Some common buzzwords nowadays are things like “mindful” or “intentional.” The benefits of mindfulness and being in the present moment have been studied and consistently show added value to peoples’ lives and sense of happiness.These are great daily practices, and it might be fairly easy to be intentional with certain tasks or experiences throughout the day (taking a moment to enjoy your coffee as you watch the sunrise, for example). But when it comes to our most important relationships, it can be kind of tricky and sometimes requires a little extra thought and effort. So, what does that look like in practice?

 Let’s break it down: 

To be intentional, is to be in touch with our thoughts and feelings and have control over them. It’s one thing to be aware of emotions, and it’s another to have a sense of control over how we choose to express them with our romantic partners. In order to make your partner aware of how you feel (especially for the really hard feelings), it’s important to share with them when you are most emotionally regulated. When we are in fight or flight (and yes- this happens even when we aren’t in life-threatening danger!), it is physiologically impossible to communicate effectively. And there’s a reason for that. When we are in a survival state, our brains and bodies need to use energy to get us away from danger. This doesn’t leave much room to use I-statements or any other creative strategies to reflect how we feel. Focus on getting to an emotionally safe and regulated place when communicating. This is a practice, but it’s the type of effort that’s absolutely worth it in the long run. 

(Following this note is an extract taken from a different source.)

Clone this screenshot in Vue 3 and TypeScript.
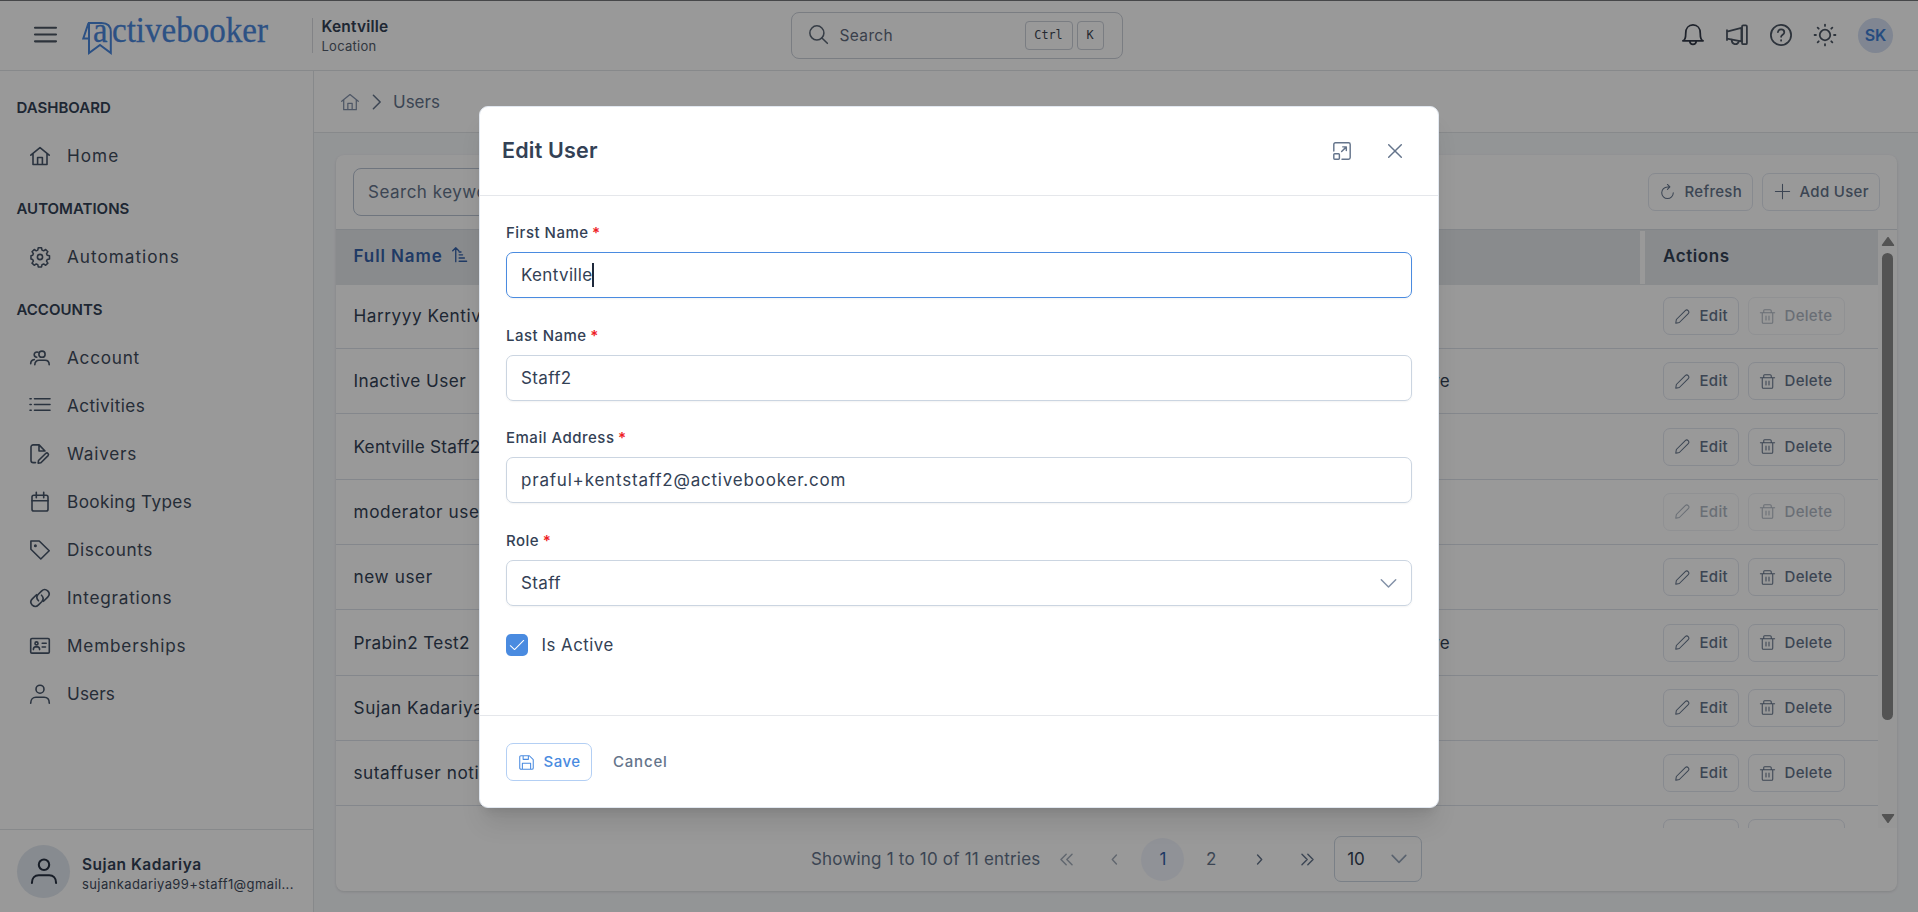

To be intentional, is listening to understand. Have you ever had a heated discussion where you are just waiting for the other person to stop talking so you can detonate more truth bombs? Was it worth it? Maybe in the moment it felt satisfying, but were you really hearing what the other person was saying in order to find a solution? When the people we care deeply about are sharing a vulnerable feeling, it’s important that we aren’t letting our own filters and perceptions cloud their experience. Some great questions to ask your partner when you are intentionally listening to them are:

  • What I’m hearing you say is ____________. Am I getting that right? (this is a type of reflective listening skill). 
  • I want you to feel open to share how you feel with me. If I am starting to react in a negative or unhelpful way, I’ll do my best to share with you that I need a break so that I can come back and be a better listener. 
  • I’m noticing (reflecting any physical changes you see with them. Ex: crying, shaking, not making eye contact). What can I do to be supportive to you so that it might be more comfortable to share with me?
  • What is one thing I can do that would make this situation even slightly better? 

To be intentional, is to know the way your partner wants to be loved. How we give and receive love is different for everyone. And it can truly change over time as we evolve as people. A common way to talk about this is exploring things like “love languages” like words of affirmation, physical touch, giving gifts, acts of service, and quality time. How you may receive love best might be totally opposite of your partner. To be intentional, is making the effort to remember what makes them feel loved and appreciated the most. For example, if you prefer acts of service, and your partner prefers physical touch. You would then need to be mindful that at the end of a long day they may really just need a hug, and don’t necessarily need you to clean the house spotless for when they come home. 

To be intentional, is to never stop learning each other. What I mean by that, is to never stop making the time and effort to understand your partner’s needs, desires, and hopes. Activities like Rose, Bud, Thorn are great for carving out time for intentional conversations. In this activity, you are connecting with your partner (ideally with electronics away to foster being present in the moment) about what you’re most proud of in your relationship, what needs some work, and things that you want to continue putting effort into. This is a perfect way to check in and foster deeper discussions about things that may not naturally come up over dinner. 

The grass is always greenest where you water it. Hoping you are inspired to add some intentionality in your love life!